2008 Joint Meeting of The Geological Society of America, Soil Science Society of America, American Society of Agronomy, Crop Science Society of America, Gulf Coast Association of Geological Societies with the Gulf Coast Section of SEPM

Paper No. 10
Presentation Time: 10:15 AM

Large-Scale, Tectonic Controls on the Origin of Paleozoic, Black-Shale, Source-Rock Basins in the Appalachian Foreland-Basin Region

ETTENSOHN, Frank R., Department of Earth and Environmental Sciences, University of Kentucky, 101 Slone Building, Lexington, KY 40506, fettens@uky.edu

Black shales are common lithologies in the Appalachian Basin, ranging from Middle Ordovician to Pennsylvanian in age. Dark coloration indicates greater-than-normal amounts of organic matter, making many of these shales hydrocarbon source beds, or reservoir rocks when fractured. Organic matter in these shales may comprise up to 20 % by weight, and distinctive lithology makes mapping their distribution in time and space relatively easy.

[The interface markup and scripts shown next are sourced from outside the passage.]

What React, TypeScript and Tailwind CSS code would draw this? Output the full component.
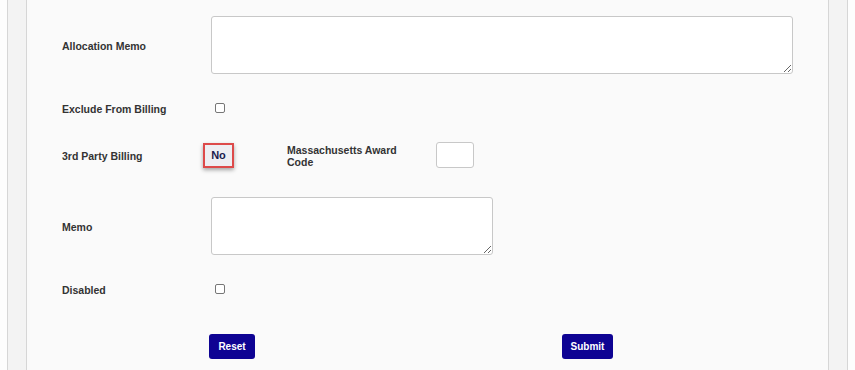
const labelCls = 'w-[149px] shrink-0 pt-[1px] text-[10.5px] font-bold leading-[12px] text-[#333]';

const Checkbox = () => (
  <input
    type="checkbox"
    className="ml-[4px] h-[10px] w-[10px] appearance-none rounded-[2px] border border-[#767676] bg-white"
  />
);

const App = () => {
  return (
    <div
      className="min-h-screen bg-[#fdfdfd] pl-[7px]"
      style={{ fontFamily: '"Liberation Sans", Arial, sans-serif' }}
    >
      <div className="min-h-screen w-[841px] border-x border-[#d6d6d6] bg-[#f3f3f3] px-[18px]">
        <div className="min-h-screen border-x border-[#d6d6d6] bg-[#fafafa] px-[35px] pt-[16px] pb-[20px]">
          {/* Allocation memo */}
          <div className="flex items-center">
            <label className={labelCls}>Allocation Memo</label>
            <textarea className="h-[58px] flex-1 rounded-[3px] border border-[#c8c8c8] bg-white" />
          </div>

          {/* Exclude from billing */}
          <div className="mt-[24px] flex h-[20px] items-center">
            <label className={labelCls}>Exclude From Billing</label>
            <Checkbox />
          </div>

          {/* 3rd party billing */}
          <div className="mt-[23px] flex h-[28px] items-center">
            <label className={labelCls}>3rd Party Billing</label>
            <div className="w-[76px] shrink-0">
              <button className="-ml-[8px] flex h-[25px] w-[31px] items-center justify-center border-2 border-[#dd4a4a] bg-[#eeeef2] text-[11px] font-bold text-[#1b1b4d] shadow-[0_2px_4px_rgba(0,0,0,0.35)]">
                No
              </button>
            </div>
            <label className={`${labelCls} pr-[30px]`}>Massachusetts Award Code</label>
            <input
              type="text"
              className="h-[26px] w-[38px] rounded-[3px] border border-[#c8c8c8] bg-white"
            />
          </div>

          {/* Memo */}
          <div className="mt-[28px] flex items-center">
            <label className={labelCls}>Memo</label>
            <textarea className="h-[58px] w-[282px] rounded-[3px] border border-[#c8c8c8] bg-white" />
          </div>

          {/* Disabled */}
          <div className="mt-[24px] flex h-[20px] items-center">
            <label className={labelCls}>Disabled</label>
            <Checkbox />
          </div>

          {/* Actions */}
          <div className="mt-[35px] flex items-center">
            <button className="ml-[147px] h-[25px] w-[46px] rounded-[3px] bg-[#0e0393] text-[10px] font-bold text-white">
              Reset
            </button>
            <button className="ml-[307px] h-[25px] w-[51px] rounded-[3px] bg-[#0e0393] text-[10px] font-bold text-white">
              Submit
            </button>
          </div>
        </div>
      </div>
    </div>
  );
};

export default App;
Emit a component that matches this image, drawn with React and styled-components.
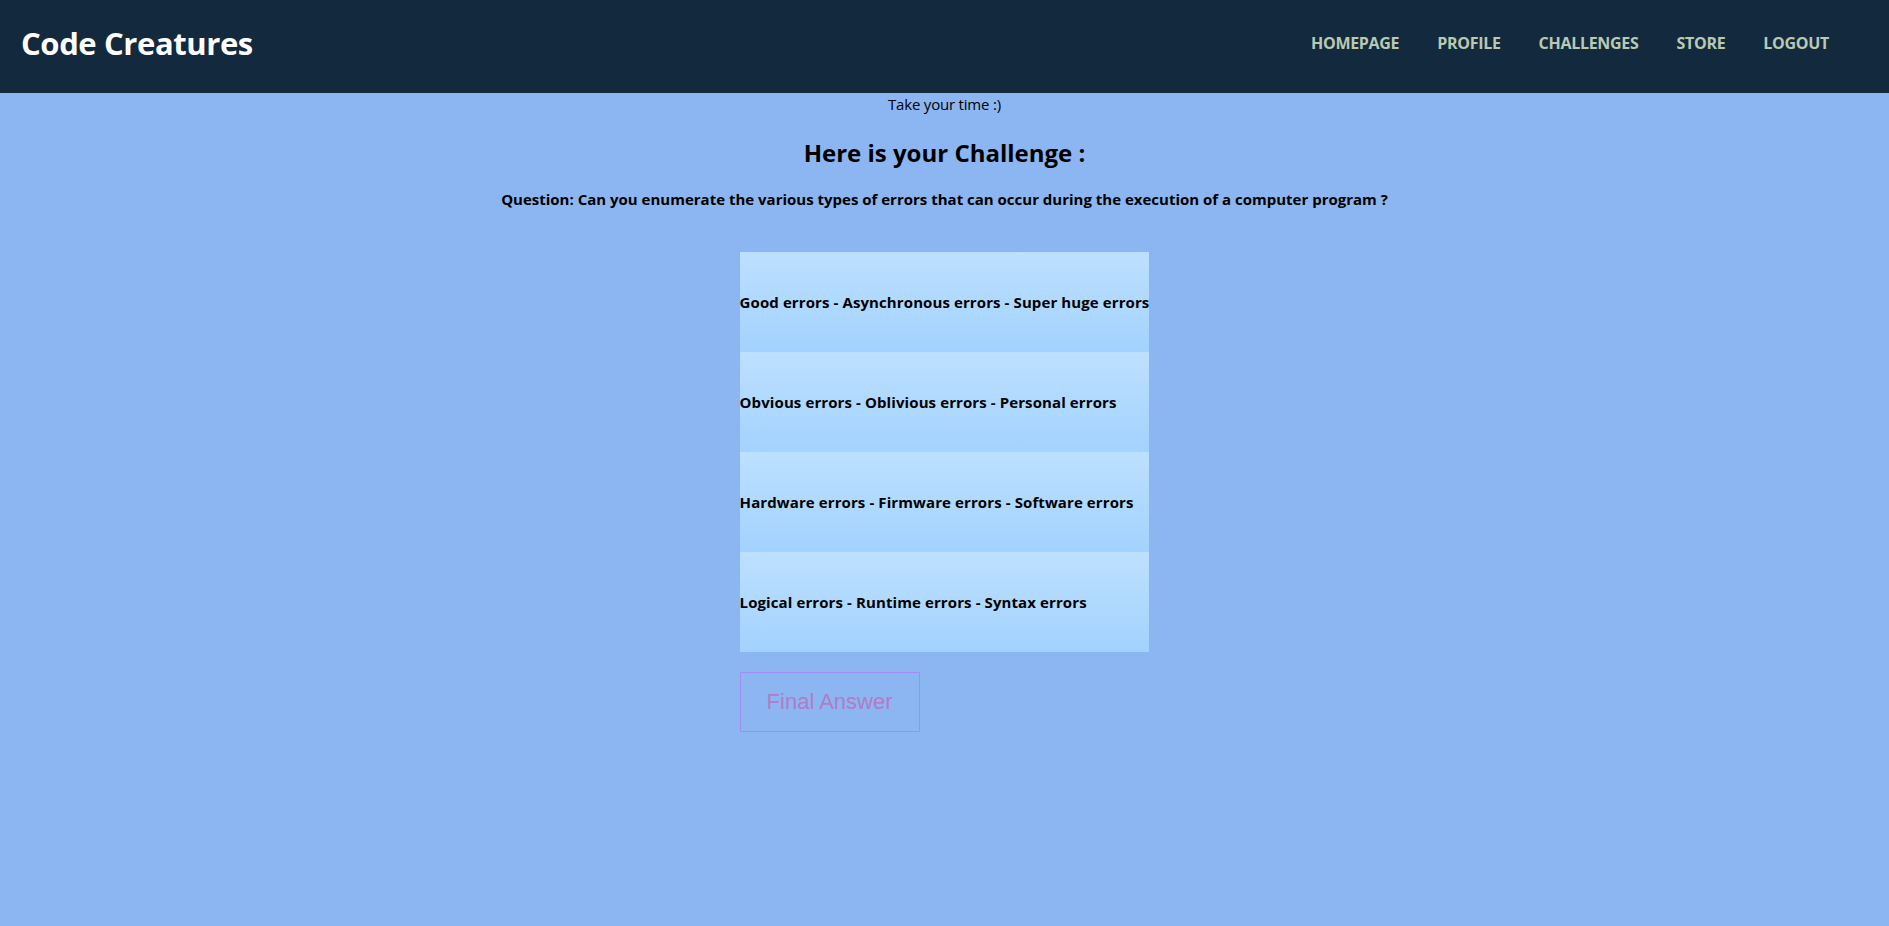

These shales are parts of third- and fourth-order, unconformity-bound cycles that are thought to be flexural, foreland-basin manifestations of distinct episodes of tectonism, called tectophases, during an orogeny. The black shales reflect deposition during rapid, loading-related subsidence in early parts of each tectophase, and hence, track the progress of orogeny in time and space. Included fossils and bentonites, moreover, provide ages for the shales. Thirteen black-shale units, representing 13 tectophase cycles during four major orogenies are recorded in the Appalachian Basin. During the Taconian, Salinic, and Acadian, subduction-type orogenies, deeper water, open-marine, black shales were characteristic of the foreland basins, and today, these shales are major hydrocarbon source and reservoir rocks in the Appalachian Basin and adjacent parts of the craton in central and eastern United States. During the final Alleghanian collisional orogeny, however, two final tectophases are represented by shallow-water, terrestrial or marginal-marine dark shales, which are not good source rocks and reflect a change in tectonic style and the presence of secondary, glacio-eustatic influences.

As hydrocarbon source and reservoir rocks, foreland-basin black shales are clearly the product of distinctive tectonic frameworks and histories. The models applied here have also proven useful in understanding black shales from other U.S. foreland basins and from foreland basins in Europe, South America, and Asia. Aside from the potential economic value of these shales, they may provide additional controls on the timing and location of related tectonic events.